Why coffee waste is more than a disposal nuisance
Spent coffee grounds are the most abundant waste generated in coffee beverage preparation and instant coffee production, and most of it still ends up in landfills. That creates a problem that is environmental, operational, and economic all at once. When organic material breaks down in anaerobic landfill conditions, it produces methane and carbon dioxide, and methane is a far more powerful greenhouse gas than carbon dioxide over a 100-year period.
The U.S. Environmental Protection Agency says municipal solid waste landfills are the third-largest source of human-related methane emissions in the United States. Its composting guidance also notes that diverting organic waste from landfills can cut methane emissions. The point is hard to miss: coffee waste is not just something to haul away, it is a climate issue, a groundwater risk, and a lost-value problem.
That last piece matters more than it sounds. Coffee waste contains oils and compounds such as caffeine, tannins, and chlorogenic acid, which can contribute to leachate if the material is not handled properly. The life-cycle literature also notes that piled spent grounds can carry a high risk of spontaneous combustion, another reminder that this material needs a real management system, not just a bigger dumpster.
Where the value is being pulled out
One of the clearest examples of the shift is EcoBean in Poland. Described by EIT materials as a Polish circular-bioeconomy startup and certified B Corp, the company says it uses patented technology to turn spent coffee grounds into high-value, bio-based ingredients for beauty, food, and packaging. That is the kind of move that changes the meaning of waste: what once required disposal becomes a raw material with a market.
The company’s momentum is not theoretical. In 2023, EcoBean announced 7 million euros in funding for a technology center in Poland, and the facility was described as capable of processing up to 1,000 tons of spent coffee grounds per year. For cafés and roasters, that scale matters because it shows there can be an industrial pathway between the espresso machine and a product line, not just a compost pile at the end of the day.

This is the part of the story that can change how you look at everyday coffee service. A grounds bin is no longer just a waste bin if it can feed a beauty ingredient stream, a food application, or a packaging material pipeline. Once those downstream markets exist, the economics of sorting and collection start to look very different.
Not every solution depends on extraction
There is also a less glamorous but equally important route: energy recovery. A 2024 Scientific Reports study found that co-feeding small amounts of spent coffee grounds with food waste increased methane production without compromising process stability. In plain English, coffee waste can help anaerobic digestion systems work better, which means it can support biogas production instead of simply being composted or buried.

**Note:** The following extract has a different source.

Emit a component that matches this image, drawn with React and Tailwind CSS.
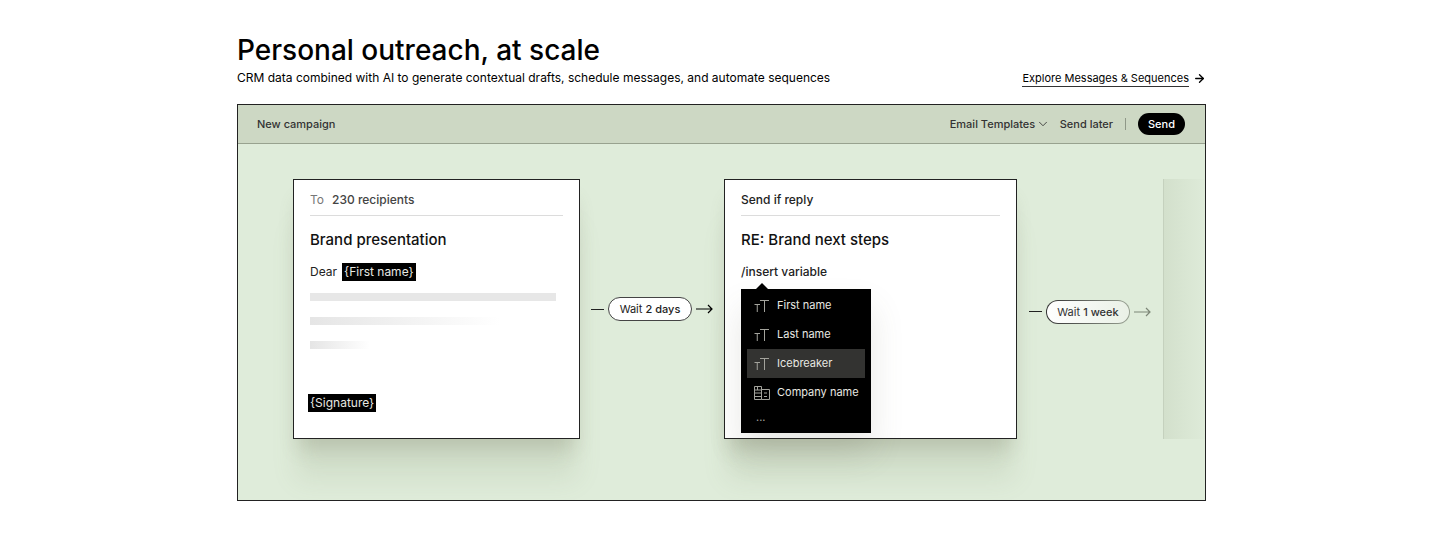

That matters for waste operators and municipalities because it gives organics processors another useful input stream. The EPA’s Landfill Methane Outreach Program works with industry stakeholders and waste officials to reduce or avoid methane emissions from landfills, and one of its tools is the recovery and beneficial use of biogas generated from organic municipal solid waste. Coffee grounds fit neatly into that agenda, which is why the waste stream is attracting attention far beyond coffee itself.
There is also some encouraging broader context. The EPA says U.S. methane emissions fell by 19% between 1990 and 2022. Landfills are still a major source, though, which is exactly why diverting coffee waste can have outsized value: it takes a huge, steady organic stream and moves it away from a methane-heavy endpoint.
What changes on the ground
For cafés, the most visible shift is operational. Spent grounds and pucks stop being the invisible end of service and become a separated material with a destination. That can mean dedicated collection bins, cleaner sorting, and different pickup arrangements for organics processors, digesters, or specialty waste handlers.
For consumers, the change will show up in more indirect but still noticeable ways. You may start seeing products that carry a coffee-waste story in beauty, food, and packaging, or municipal organics systems that explicitly treat brew waste as recoverable material. Once the collection infrastructure is in place, coffee waste becomes something that travels through a supply chain, not just out of a back door.
That is why this story has become such a useful circular-economy test case. Coffee waste is abundant, chemically interesting, and already drawing serious attention from startups, researchers, and processors. If the industry can keep building the systems to sort, recover, and reuse it, the most familiar waste in coffee will also become one of its clearest examples of value made from leftovers.